Business Needed For GRs Schools

GRAND RAPIDS — Grand Rapids Public Schools Superintendent Bert Bleke isn’t alone in asking the business community for help, as a grassroots group is making the same call. But the Coalition for Community Involvement wants business people to pursue a different path than Bleke laid out at the Economic Club last week.

In a recent interview with the Business Journal, businessman and coalition co-founder Ed Kettle said it was imperative that business owners, executives and organizations begin to advise GRPS officials on matters relating to management and the delivery system.

Kettle, a former school board member who favors site-based management for the K-12 system, felt the current school leadership should be relieved of those duties so they could concentrate on advancing the system’s curriculum — a system that has steadily lost students to charter, private and suburban public schools.

“They’re not doing anything to gain that market share back. They’re just managing the decline,” said Kettle, a public affairs counsel for the coalition.

“Closing schools will do as much for the Grand Rapids Public Schools as closing stores did for K-mart. It isn’t going to help.”

Kettle thinks there are many business people who see the dilemma facing the schools as he does, and he also believes they share his fear that if the local educational system flops, everything else in the city — including property values and an employee base — will go down for the count, too.

“I’m just concerned. I just don’t see any kind of solid response, and what I think should be a logical response, from the business community,” he said.

Kettle felt business people could teach school administrators how to cull, remove old policies when new ones are adopted. He said school officials layer, add new procedures to existing directives that have contractual issues with unions. Layering leads to bureaucracy for administrators and makes extra work for employees.

“We need somebody to get rid of this madness. There is just no sense to it. So we want the business community to take an independent look at these contracts, policies and procedures and help clean this system up,” said Kettle. “Bureaucracies don’t change themselves.”

In a nutshell, the coalition would prefer that the school system operate more like a franchise business and change the accounting emphasis to costs from the current method based on expenses.

District headquarters would send student funding directly to each school, which would have an elected council responsible for its operations. The schools would return 4 percent of their total funding to headquarters to cover administrative costs, and district officials would manage the curriculum instead of the brick-and-mortar issues.

“We’ve never advocated getting rid of central administration. We’ve just said narrow it to the most narrowest focus possible — that’s education and not operations. Education is what they’re pretty good at,” he said.

“We’re saying let the money follow the child, all of it, to the desktop. Then pay back to the district a few percent, like you would with a charter, and then you buy back from the district those services that you think you actually need to run the building.”

Coalition members also feel that a school’s assets should be opened to the community. By that they mean that a school auditorium could be leased to a theater group for plays or a gym could offer fitness memberships and the school would keep all the proceeds.

“The bottom line is each school is a small business,” said Kettle.

Kettle said he supports the current GRPS administration, but feels they are caught in a web and need help from business people to find their way through the maze.

“I want them to be more vocal.

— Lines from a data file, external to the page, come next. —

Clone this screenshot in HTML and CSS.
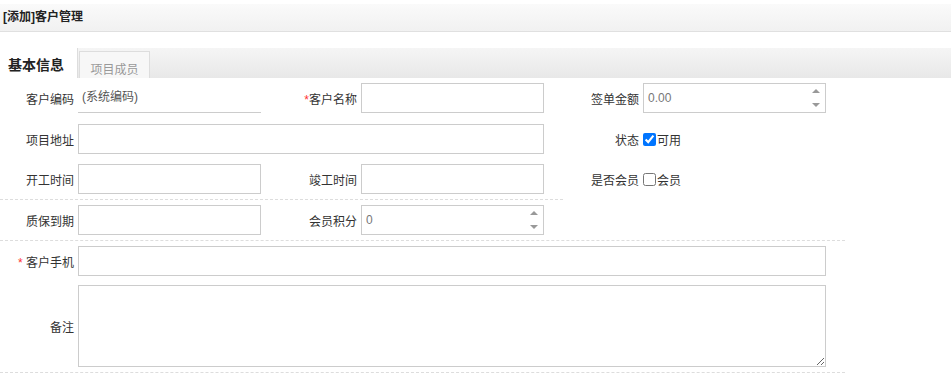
FILE: index.html
```html
<!DOCTYPE html>
<html lang="zh-CN">
<head>
    <meta charset="UTF-8">
    <title>[添加]客户管理</title>
    <link rel="stylesheet" href="styles.css">
</head>
<body>
    <div class="page-head">[添加]客户管理</div>

    <div class="tabs">
        <span class="tab active">基本信息</span>
        <span class="tab">项目成员</span>
    </div>

    <div class="form">
        <div class="row r1">
            <label class="lbl">客户编码</label>
            <div class="static">(系统编码)</div>
            <label class="lbl"><i class="req">*</i>客户名称</label>
            <input class="txt" type="text">
            <label class="lbl">签单金额</label>
            <div class="num">
                <input class="txt" type="text" value="0.00">
                <span class="spin"><b class="up"></b><b class="down"></b></span>
            </div>
        </div>

        <div class="row r2">
            <label class="lbl">项目地址</label>
            <input class="txt span3" type="text">
            <label class="lbl">状态</label>
            <label class="chk"><input type="checkbox" checked>可用</label>
        </div>

        <div class="row r3">
            <label class="lbl">开工时间</label>
            <input class="txt" type="text">
            <label class="lbl">竣工时间</label>
            <input class="txt" type="text">
            <label class="lbl">是否会员</label>
            <label class="chk"><input type="checkbox">会员</label>
        </div>
        <div class="sep short"></div>

        <div class="row r4">
            <label class="lbl">质保到期</label>
            <input class="txt" type="text">
            <label class="lbl">会员积分</label>
            <div class="num">
                <input class="txt" type="text" value="0">
                <span class="spin"><b class="up"></b><b class="down"></b></span>
            </div>
        </div>
        <div class="sep"></div>

        <div class="row r5">
            <label class="lbl"><i class="req">*</i> 客户手机</label>
            <input class="txt span5" type="text">
        </div>

        <div class="row r6">
            <label class="lbl">备注</label>
            <textarea class="txt span5"></textarea>
        </div>
        <div class="sep"></div>
    </div>
</body>
</html>
```

FILE: styles.css
```css
body {
    margin: 0;
    font-family: "Liberation Sans", "Noto Sans CJK SC", sans-serif;
    font-size: 12px;
    color: #333;
    background: #fff;
}
.page-head {
    margin-top: 4px;
    height: 28px;
    line-height: 26px;
    padding-left: 3px;
    font-weight: bold;
    color: #222;
    background: linear-gradient(#fafafa, #f1f1f1);
    border-bottom: 1px solid #e0e0e0;
    box-sizing: border-box;
}
.tabs {
    margin-top: 16px;
    height: 30px;
    display: flex;
    align-items: flex-end;
    background: linear-gradient(#f5f5f5, #e8e8e8);
}
.tab {
    height: 27px;
    line-height: 36px;
    width: 71px;
    text-align: center;
    margin-left: 1px;
    color: #999;
    background: #f7f7f7;
    border: 1px solid #ddd;
    border-bottom: none;
    box-sizing: border-box;
}
.tab.active {
    height: 30px;
    width: 78px;
    margin-left: 0;
    padding: 0 0 0 8px;
    text-align: left;
    line-height: 35px;
    font-size: 14px;
    font-weight: bold;
    color: #222;
    background: #fff;
    border: none;
    border-right: 1px solid #ddd;
}
.form {
    width: 845px;
}
.row {
    display: grid;
    grid-template-columns: 78px 183px 100px 183px 99px 183px;
    height: 30px;
    align-items: center;
}
.r1 { margin-top: 5px; }
.r2 { margin-top: 11px; }
.r3 { margin-top: 10px; }
.r4 { margin-top: 5px; }
.r5 { margin-top: 5px; }
.r6 { margin-top: 9px; height: 82px; }
.lbl {
    text-align: right;
    padding-right: 4px;
    white-space: nowrap;
}
.req {
    font-style: normal;
    color: #f33;
}
.txt {
    width: 100%;
    height: 30px;
    margin: 0;
    padding: 0 4px;
    border: 1px solid #ccc;
    box-sizing: border-box;
    font: inherit;
    color: #777;
    outline: none;
}
textarea.txt {
    height: 82px;
    resize: both;
}
.span3 { grid-column: span 3; }
.span5 { grid-column: span 5; }
.static {
    height: 30px;
    line-height: 29px;
    padding-left: 4px;
    color: #555;
    border-bottom: 1px solid #ccc;
    box-sizing: border-box;
}
.num {
    position: relative;
    height: 30px;
}
.spin {
    position: absolute;
    right: 6px;
    top: 6px;
    width: 8px;
    height: 18px;
}
.spin b {
    position: absolute;
    left: 0;
    width: 0;
    height: 0;
    border-left: 4px solid transparent;
    border-right: 4px solid transparent;
}
.spin .up {
    top: 0;
    border-bottom: 4px solid #999;
}
.spin .down {
    bottom: 0;
    border-top: 4px solid #999;
}
.chk {
    display: flex;
    align-items: center;
    color: #333;
}
.chk input {
    margin: 0 1px 0 0;
    width: 13px;
    height: 13px;
}
.sep {
    margin-top: 5px;
    border-top: 1px dashed #ddd;
}
.sep.short {
    width: 563px;
}
```
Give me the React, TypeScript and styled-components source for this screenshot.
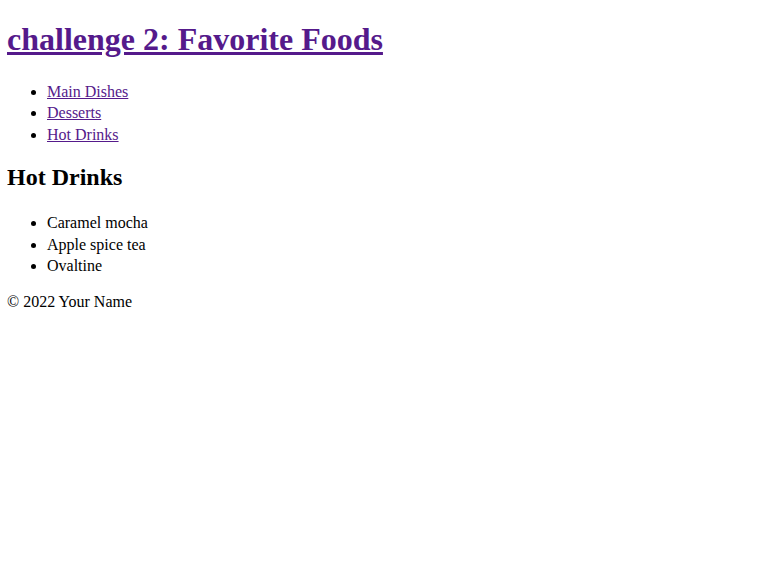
import React from "react";
import styled, { createGlobalStyle } from "styled-components";

const Global = createGlobalStyle`
  body {
    margin: 8px 8px 8px 7px;
    font-family: "Liberation Serif", "Times New Roman", serif;
    font-size: 16px;
    color: #000;
    background: #fff;
  }
`;

const Title = styled.h1`
  font-size: 32px;
  font-weight: bold;
  margin: 12.94px 0 22.94px;
  line-height: 37px;
`;

const Link = styled.a`
  color: #551a8b;
  text-decoration: underline;
`;

const List = styled.ul<{ $bottom?: number }>`
  margin: 16px 0 ${(p) => (p.$bottom ?? 16)}px;
  padding-left: 40px;
  list-style: disc;
`;

const Item = styled.li`
  line-height: 21.4px;
`;

const Heading = styled.h2`
  font-size: 24px;
  font-weight: bold;
  margin: 17.42px 0 21.92px;
  line-height: 28px;
`;

const Footer = styled.footer`
  margin: 14px 0 16px;
  line-height: 21.3px;
`;

export default function App() {
  return (
    <>
      <Global />
      <header>
        <Title>
          <Link href="#">challenge 2: Favorite Foods</Link>
        </Title>
      </header>
      <nav>
        <List>
          <Item><Link href="#">Main Dishes</Link></Item>
          <Item><Link href="#">Desserts</Link></Item>
          <Item><Link href="#">Hot Drinks</Link></Item>
        </List>
      </nav>
      <main>
        <Heading>Hot Drinks</Heading>
        <List $bottom={0}>
          <Item>Caramel mocha</Item>
          <Item>Apple spice tea</Item>
          <Item>Ovaltine</Item>
        </List>
      </main>
      <Footer>© 2022 Your Name</Footer>
    </>
  );
}
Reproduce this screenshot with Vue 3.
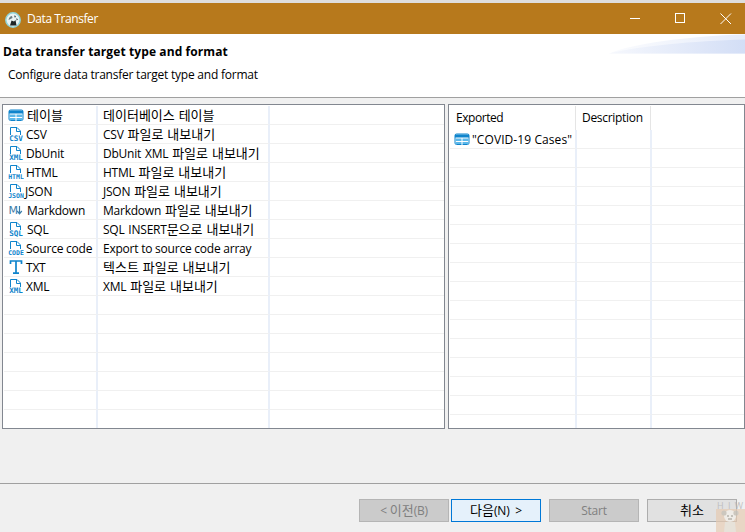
<script setup>
const rows = [
  { icon: 'table', name: '테이블', desc: '데이터베이스 테이블', gap: 3 },
  { icon: 'doc', label: 'CSV', name: 'CSV', desc: 'CSV 파일로 내보내기', gap: 2 },
  { icon: 'doc', label: 'XML', name: 'DbUnit', desc: 'DbUnit XML 파일로 내보내기', gap: 2 },
  { icon: 'doc', label: 'HTML', name: 'HTML', desc: 'HTML 파일로 내보내기', gap: 2 },
  { icon: 'doc', label: 'JSON', name: 'JSON', desc: 'JSON 파일로 내보내기', gap: 1 },
  { icon: 'md', name: 'Markdown', desc: 'Markdown 파일로 내보내기', gap: 3 },
  { icon: 'doc', label: 'SQL', name: 'SQL', desc: 'SQL INSERT문으로 내보내기', gap: 3 },
  { icon: 'doc', label: 'CODE', name: 'Source code', desc: 'Export to source code array', gap: 2 },
  { icon: 'txt', name: 'TXT', desc: '텍스트 파일로 내보내기', gap: 2 },
  { icon: 'doc', label: 'XML', name: 'XML', desc: 'XML 파일로 내보내기', gap: 2 },
  ...Array.from({ length: 7 }, () => ({ icon: '', name: '', desc: '', gap: 0 }))
]
const exported = Array.from({ length: 16 }, (_, i) => (i === 0 ? '"COVID-19 Cases"' : ''))

// Hangul runs are set a size larger, as the original UI font has wider Hangul
function segs(text) {
  return (text.match(/[가-힣]+|[^가-힣]+/g) || []).map((t) => ({ t, ko: /[가-힣]/.test(t) }))
}
const hasKo = (text) => /[가-힣]/.test(text)
</script>

<template>
  <div class="window">
    <div class="strip"></div>
    <header class="titlebar">
      <svg class="app-icon" width="16" height="16" viewBox="0 0 16 16">
        <circle cx="8" cy="8" r="7.2" fill="#e9f3f3" stroke="#8fd4da" stroke-width="1.5" />
        <path d="M5 13.5l1.5-5 2.5 1 1.5-1.5 1 5.5z" fill="#1d2527" />
        <path d="M3.5 8C4 5.5 5.5 4 7 4L7.5 6 5.5 7z" fill="#6b7c80" />
        <path d="M9 3.5l2 .5-1 2zM11.5 6l1.5 1.5-1.5 1z" fill="#36474b" />
      </svg>
      <span class="title">Data Transfer</span>
      <div class="controls">
        <svg width="12" height="12" viewBox="0 0 12 12" class="ctl-min"><path d="M1 5.5h10" stroke="#fff" /></svg>
        <svg width="12" height="12" viewBox="0 0 12 12" class="ctl-max"><rect x="1.5" y=".5" width="9" height="9" fill="none" stroke="#fff" /></svg>
        <svg width="12" height="12" viewBox="0 0 12 12" class="ctl-close"><path d="M.5 .5l10.5 10.5M11 .5L.5 11" stroke="#fff" /></svg>
      </div>
    </header>

    <section class="banner">
      <svg class="swoosh" width="136" height="20" viewBox="0 0 136 20">
        <defs>
          <linearGradient id="sw" x1="0" x2="1" y1="0" y2="0">
            <stop offset="0" stop-color="#f6f8fd" />
            <stop offset="1" stop-color="#d3def6" />
          </linearGradient>
          <linearGradient id="sw2" x1="0" x2="1" y1="0" y2="0">
            <stop offset="0" stop-color="#fbfcfe" />
            <stop offset="1" stop-color="#e6ecfa" />
          </linearGradient>
        </defs>
        <path d="M0 19.5C22 10 78 2 136 .5V19.5Z" fill="url(#sw2)" />
        <path d="M0 19.5C30 12 84 7 136 5.5V19.5Z" fill="url(#sw)" />
      </svg>
      <h1>Data transfer target type and format</h1>
      <p>Configure data transfer target type and format</p>
    </section>

    <main class="panes">
      <div class="pane left">
        <div v-for="(r, i) in rows" :key="i" class="row">
          <div class="cell c1">
            <svg v-if="r.icon === 'table'" class="ic" width="16" height="16" viewBox="0 0 16 16">
              <rect x="1" y="3" width="14" height="10.5" rx="1.5" fill="#fff" stroke="#0f84cc" />
              <path d="M1 3.5h14v3H1z" fill="#0f84cc" />
              <path d="M1.5 7.5h13v2.5h-13zM1.5 11h13v2h-13z" fill="#5cb8ea" />
              <path d="M8 7v7" stroke="#fff" />
            </svg>
            <svg v-else-if="r.icon === 'doc'" class="ic" width="16" height="16" viewBox="0 0 16 16">
              <path d="M2.5 9V1.5h6.5l3.5 3.5V9" fill="none" stroke="#0f84cc" />
              <path d="M8.5 1.5v4h4" fill="none" stroke="#0f84cc" />
              <text x="8" y="15" text-anchor="middle" class="ic-label" :class="{ wide: r.label.length > 3 }">{{ r.label }}</text>
            </svg>
            <svg v-else-if="r.icon === 'md'" class="ic" width="16" height="16" viewBox="0 0 16 16">
              <text x="0.5" y="12" class="ic-m">M</text>
              <path d="M11.5 4v7.5M9.2 9l2.3 2.8L13.8 9" fill="none" stroke="#3a7ca8" stroke-width="1.2" />
            </svg>
            <svg v-else-if="r.icon === 'txt'" class="ic" width="16" height="16" viewBox="0 0 16 16">
              <path d="M2.5 5V2h11v3M8 2v12M5 14.2h6" fill="none" stroke="#0f84cc" stroke-width="1.7" />
            </svg>
            <span v-if="r.name" class="line" :style="{ marginLeft: r.gap + 'px' }"><span v-for="(s, j) in segs(r.name)" :key="j" :class="{ ko: s.ko }">{{ s.t }}</span></span>
          </div>
          <div class="cell c2"><span v-if="r.desc" class="line" :class="{ mixed: hasKo(r.desc) }"><span v-for="(s, j) in segs(r.desc)" :key="j" :class="{ ko: s.ko }">{{ s.t }}</span></span></div>
          <div class="cell c3"></div>
        </div>
      </div>

      <div class="pane right">
        <div class="thead">
          <div class="th t1">Exported</div>
          <div class="th t2">Description</div>
          <div class="th t3"></div>
        </div>
        <div v-for="(e, i) in exported" :key="i" class="row">
          <div class="cell e1">
            <svg v-if="e" class="ic" width="16" height="16" viewBox="0 0 16 16">
              <rect x="1" y="3" width="14" height="10.5" rx="1.5" fill="#fff" stroke="#0f84cc" />
              <path d="M1 3.5h14v3H1z" fill="#0f84cc" />
              <path d="M1.5 7.5h13v2.5h-13zM1.5 11h13v2h-13z" fill="#5cb8ea" />
              <path d="M8 7v7" stroke="#fff" />
            </svg>
            <span v-if="e" class="line e-txt">{{ e }}</span>
          </div>
          <div class="cell e2"></div>
          <div class="cell e3"></div>
        </div>
      </div>
    </main>

    <footer class="footer">
      <button class="btn off back">&lt; <span class="ko">이전</span>(B)</button>
      <button class="btn primary"><span class="ko">다음</span>(N) &nbsp;&gt;</button>
      <button class="btn off start">Start</button>
      <button class="btn cancel"><span class="ko">취소</span></button>
    </footer>

    <div class="mark">
      <span class="mark-text">H I W</span>
      <svg class="mark-art" width="29" height="23" viewBox="0 0 29 23">
        <rect width="29" height="23" fill="#e6cbb2" opacity=".8" />
        <circle cx="14" cy="7" r="6" fill="#f2efe9" />
        <circle cx="8" cy="4" r="2.6" fill="#c9c3b9" />
        <circle cx="20" cy="4" r="2.6" fill="#c9c3b9" />
        <path d="M9 13h10l1 10H8z" fill="#e6e0d6" />
        <path d="M11 7h2M15 7h2M12 10h4" stroke="#8f8a80" />
      </svg>
    </div>
  </div>
</template>

<style>
html, body { margin: 0; background: #f0f0f0; }
</style>

<style scoped>
.window {
  position: relative;
  width: 745px;
  height: 532px;
  overflow: hidden;
  display: flex;
  flex-direction: column;
  background: #f0f0f0;
  color: #000;
  font: 12px/16px "Open Sans", "Noto Sans CJK KR", sans-serif;
  letter-spacing: -0.23px;
}
.ko {
  font-family: "Noto Sans CJK KR", sans-serif;
  font-size: 13px;
  letter-spacing: 0;
}
/* same strut on every cell text, so Latin-only and Hangul rows share a baseline */
.line::before {
  content: "\200b";
  font-family: "Noto Sans CJK KR", sans-serif;
  font-size: 13px;
}
.mixed { word-spacing: 1px; }
.strip { height: 3px; background: #dedede; }
.titlebar {
  height: 31px;
  background: #b7791c;
  display: flex;
  align-items: center;
  padding-left: 5px;
  color: #fff;
  box-sizing: border-box;
}
.app-icon { margin-top: 2px; }
.title { margin-left: 6px; letter-spacing: -0.42px; }
.controls { margin-left: auto; display: flex; align-items: center; }
.ctl-min { margin-right: 33px; }
.ctl-max { margin-right: 34px; }
.ctl-close { margin-right: 13px; }

.banner {
  position: relative;
  height: 63px;
  background: #fff;
  border-bottom: 1px solid #a0a0a0;
}
.swoosh { position: absolute; right: 0; top: 0; }
.banner h1 {
  margin: 0;
  padding: 10px 0 0 3px;
  font-size: 12px;
  line-height: 16px;
  font-weight: 700;
  letter-spacing: 0.1px;
}
.banner p {
  margin: 7px 0 0 8px;
}

.panes {
  display: flex;
  gap: 3px;
  margin: 6px 0 0 2px;
  height: 325px;
}
.pane {
  box-sizing: border-box;
  height: 325px;
  border: 1px solid #828790;
  background: #fff;
  padding: 1px 0 1px 1px;
  overflow: hidden;
}
.left { width: 443px; }
.right { width: 297px; }

.row { display: flex; height: 19px; }
.cell {
  box-sizing: border-box;
  height: 19px;
  border-bottom: 1px solid #f0f0f0;
  display: flex;
  align-items: center;
  white-space: nowrap;
}
.c1 { width: 94px; padding-left: 4px; border-right: 2px solid #e9eff9; }
.c2 { width: 172px; padding-left: 5px; border-right: 2px solid #e9eff9; }
.c3 { flex: 1; }
.ic { flex: none; }
.ic-label {
  font: 700 7.6px "DejaVu Sans Mono", monospace;
  letter-spacing: 0;
  fill: #0f84cc;
}
.ic-label.wide { font-size: 6.5px; }
.ic-m {
  font: 400 11px "DejaVu Sans", sans-serif;
  letter-spacing: 0;
  fill: #3a7ca8;
}

.thead { display: flex; height: 24px; }
.th {
  box-sizing: border-box;
  height: 24px;
  display: flex;
  align-items: center;
  padding-bottom: 1px;
  border-right: 1px solid #e5e5e5;
}
.t1 { width: 126px; padding-left: 6px; letter-spacing: -0.45px; }
.t2 { width: 75px; padding-left: 6px; letter-spacing: -0.3px; }
.t3 { flex: 1; border-right: 0; }
.e1 { width: 127px; padding-left: 4px; border-right: 2px solid #e9eff9; }
.e2 { width: 75px; border-right: 2px solid #e9eff9; }
.e3 { flex: 1; }
.e-txt { margin-left: 2px; letter-spacing: 0.08px; }

.footer {
  margin-top: 54px;
  border-top: 1px solid #a0a0a0;
  padding: 15px 8px 0 0;
  display: flex;
  justify-content: flex-end;
}
.btn {
  width: 90px;
  height: 23px;
  box-sizing: border-box;
  padding: 0;
  font: inherit;
  letter-spacing: inherit;
  border: 1px solid #adadad;
  background: #e1e1e1;
  color: #000;
}
.off { background: #cbcbcb; border-color: #b5b5b5; color: #808080; }
.back { margin-right: 2px; }
.primary { background: #e5f1fb; border-color: #0078d7; margin-right: 8px; }
.start { margin-right: 8px; }

.mark {
  position: absolute;
  right: 0;
  bottom: 0;
  width: 29px;
  height: 30px;
  pointer-events: none;
  display: flex;
  flex-direction: column;
  align-items: center;
  opacity: .85;
}
.mark-text {
  font: 9px/7px "Open Sans", sans-serif;
  letter-spacing: 1px;
  color: #b9b9b9;
  white-space: nowrap;
}
.mark-art { display: block; }
</style>
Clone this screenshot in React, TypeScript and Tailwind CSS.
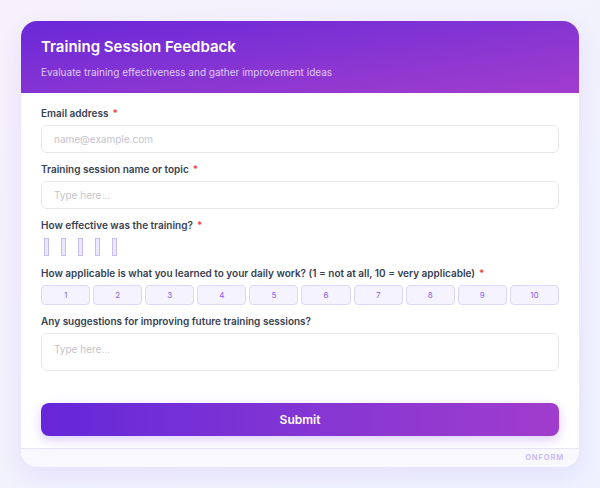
import React from "react";

const Label: React.FC<{ text: string; required?: boolean }> = ({ text, required }) => (
  <label className="block mb-[3px] text-[10px] leading-[17px] font-semibold text-[#374151]">
    {text}
    {required && <span className="ml-1 text-[#ef4444]">*</span>}
  </label>
);

const inputCls =
  "w-full h-[28px] px-3 rounded-md border-[1.5px] border-[#e5e7eb] bg-white text-[10px] text-gray-700 placeholder:text-[#c4c4cc] outline-none";

export default function App() {
  const scale = [1, 2, 3, 4, 5, 6, 7, 8, 9, 10];

  return (
    <div
      className="min-h-[488px] w-full bg-gradient-to-br from-[#f6f1fc] to-[#eef2fe] p-[21px]"
      style={{ fontFamily: "Inter, 'Noto Sans', sans-serif" }}
    >
      <div className="w-[558px] rounded-2xl bg-white overflow-hidden shadow-[0_8px_24px_rgba(124,58,237,0.10)]">
        <div className="h-[72px] px-5 pt-[16px] bg-gradient-to-br from-[#6a26d8] to-[#a13ccd]">
          <h1 className="text-[15px] leading-5 font-semibold text-white">Training Session Feedback</h1>
          <p className="mt-[7px] text-[10px] leading-4 text-white/75">
            Evaluate training effectiveness and gather improvement ideas
          </p>
        </div>

        <div className="px-5 pt-3 pb-3">
          <div className="flex flex-col gap-2">
            <div>
              <Label text="Email address" required />
              <input className={inputCls} placeholder="name@example.com" />
            </div>
            <div>
              <Label text="Training session name or topic" required />
              <input className={inputCls} placeholder="Type here..." />
            </div>
            <div>
              <Label text="How effective was the training?" required />
              <div className="flex items-center gap-3 h-[20px] pl-[3px]">
                {[0, 1, 2, 3, 4].map((i) => (
                  <span
                    key={i}
                    className="w-[5px] h-[18px] border border-[#c7bcf7] bg-[#ede8ff]"
                  />
                ))}
              </div>
            </div>
            <div>
              <Label text="How applicable is what you learned to your daily work? (1 = not at all, 10 = very applicable)" required />
              <div className="grid grid-cols-10 gap-[3px]">
                {scale.map((n) => (
                  <button
                    key={n}
                    className="h-[20px] rounded-[4px] border border-[#ddd6fe] bg-[#f5f3ff] text-[8px] text-[#8b5cf6]"
                  >
                    {n}
                  </button>
                ))}
              </div>
            </div>
            <div>
              <Label text="Any suggestions for improving future training sessions?" />
              <textarea
                className="w-full h-[38px] px-3 pt-[7px] rounded-md border-[1.5px] border-[#e5e7eb] text-[10px] leading-4 placeholder:text-[#c4c4cc] outline-none resize-none block"
                placeholder="Type here..."
              />
            </div>
          </div>

          <button className="mt-[32px] w-full h-[33px] rounded-lg bg-gradient-to-r from-[#6526d9] to-[#a13ccd] text-white text-[12px] font-semibold shadow-[0_4px_12px_rgba(124,58,237,0.25)]">
            Submit
          </button>
        </div>

        <div className="h-[19px] border-t border-[#e9e5f5] bg-[#faf8ff] flex items-center justify-end pr-[15px]">
          <span className="text-[7.5px] font-semibold tracking-[0.12em] text-[#c4b5fd]">ONFORM</span>
        </div>
      </div>
    </div>
  );
}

I want them to talk about what the impacts are,” said Kettle of what his group wants from the business community. “I’m not discounting anything that has been done, but I just don’t see it as an organized effort. I don’t think the Chamber of Commerce takes a strong enough role in local politics.

“I’m not saying that they should necessarily influence elections, but they should try to at least extend their thinking to ‘This is our case and this is what we have to do,’” he added. “It’s the management and delivery systems that are killing us and we need better counseling on those.”